In an unprecedented admission by a senior politician, Deputy Kenny – who has been largely mute about the protracted debacle in recent times – told delegates to the conference in Cork last Friday that: “Mistakes were made in Mayo. People’s rights were trampled on. Their rights were moved aside.”
He was responding to a question from the floor about foreign inward investment during which he addressed the huge potential of the renewable energy industry, the development of its infrastructure and the maximising of returns.
Speaking to The Mayo News yesterday, Deputy Kenny confirmed he had made the comments but insisted he was ‘referring to the early years of the project when it was being developed by Enterprise Energy Ireland’. Shell subsequently bought the field in 2002 for a reported €7 billion.  
“My view was clear from the beginning. I always said the Corrib field should be harvested, with due regard to the highest standards of safety and the environment,” Enda Kenny said. 
“I respect An Bord Pleanála’s (ABP) recent decision. It is an independent and competent body that is removed from any influence. They have made their decision and now Shell has to respond to that,” he continued.
Deputy Kenny was referring to the board’s recent dramatic decision, which stated that almost half the new route was ‘unacceptable’ on safety grounds and suggested the developer explore the feasibility of another route, up the Sruwaddacon estuary.  
 “Six years ago I did say put the pipe up the bay (Sruwaddacon),” Kenny added.
“I have always said that people had the right to peaceful protest but they also did not have a right to obstruct workers going to their place of employment,” he also said.
When asked by The Mayo News did he believe the communities of north Mayo who opposed the project as it was configured were now ‘vindicated’, Deputy Kenny observed: “This is not about the vindication of any side. It is about getting the balance right.”
He also spoke about the fact that the waters off north Mayo – near Belmullet – have been chosen as the test site for an innovative wave power project that could ultimately lead to Ireland becoming a world leader in its commercial harnessing 
He said he believed The Marine Institute should be the body driving this initiative.
“This has enormous potential, as has the whole wind energy industry for the entire north west of the country,” he concluded.

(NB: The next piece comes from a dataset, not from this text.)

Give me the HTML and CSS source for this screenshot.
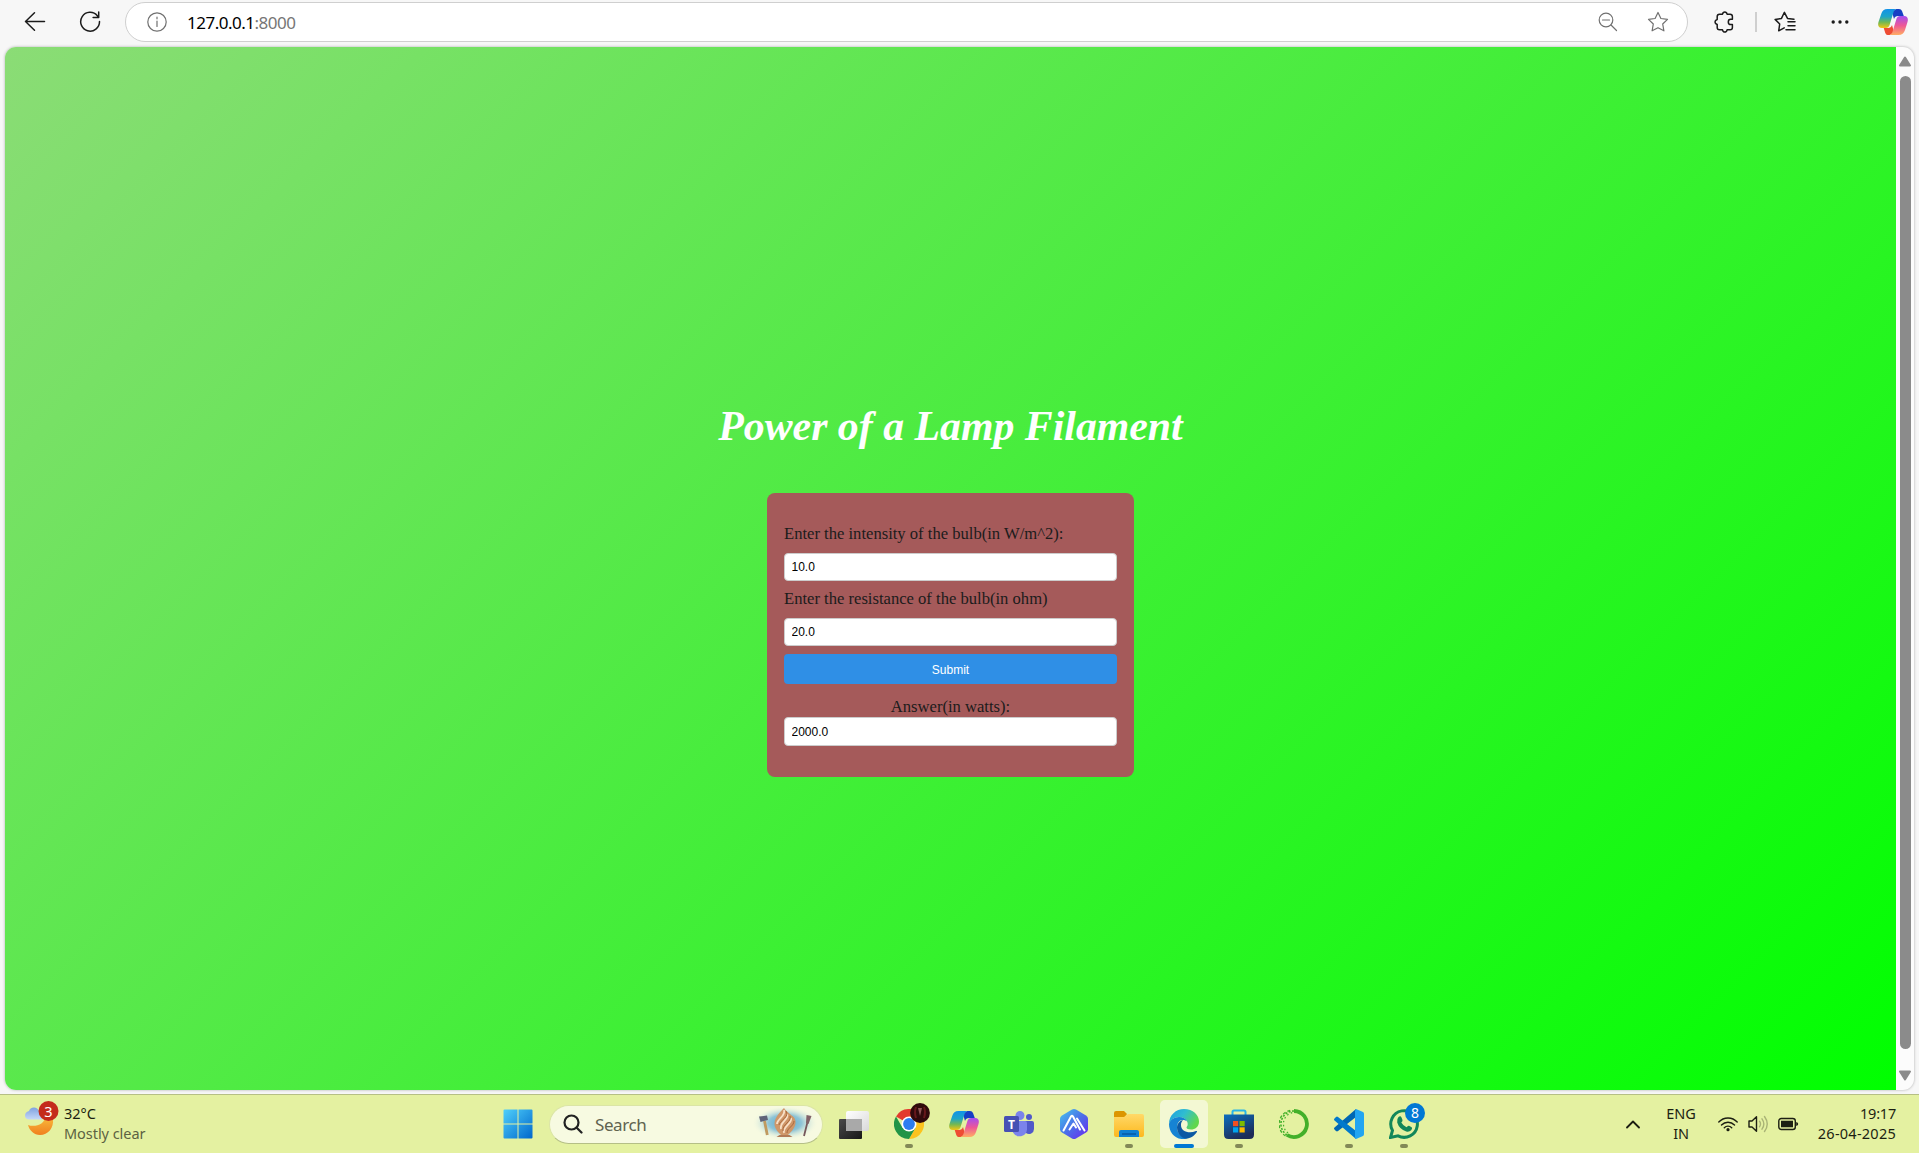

When contacted by The Mayo News last night, Vincent McGrath (pictured), of the Rossport Five, said  ‘any acknowledgment of the hurt to the community’ incurred by this project was ‘absolutely welcomed by Pobal Chill Chomáin’.
“We are actively looking for a solution to allow this remote community return to life as it was before this conflict developed,” Vincent McGrath said.
“Following ABP’s decision in 2003 to refuse planning permission for the refinery site, the developer was given a real opportunity to look at alternative sites. Now, this recent decision offers everybody a fresh opportunity to go back to the drawing board and work together towards a solution,” he continued.
“A solution is best achieved by looking forward in a positive manner and by avoiding recrimination,” Vincent McGrath added.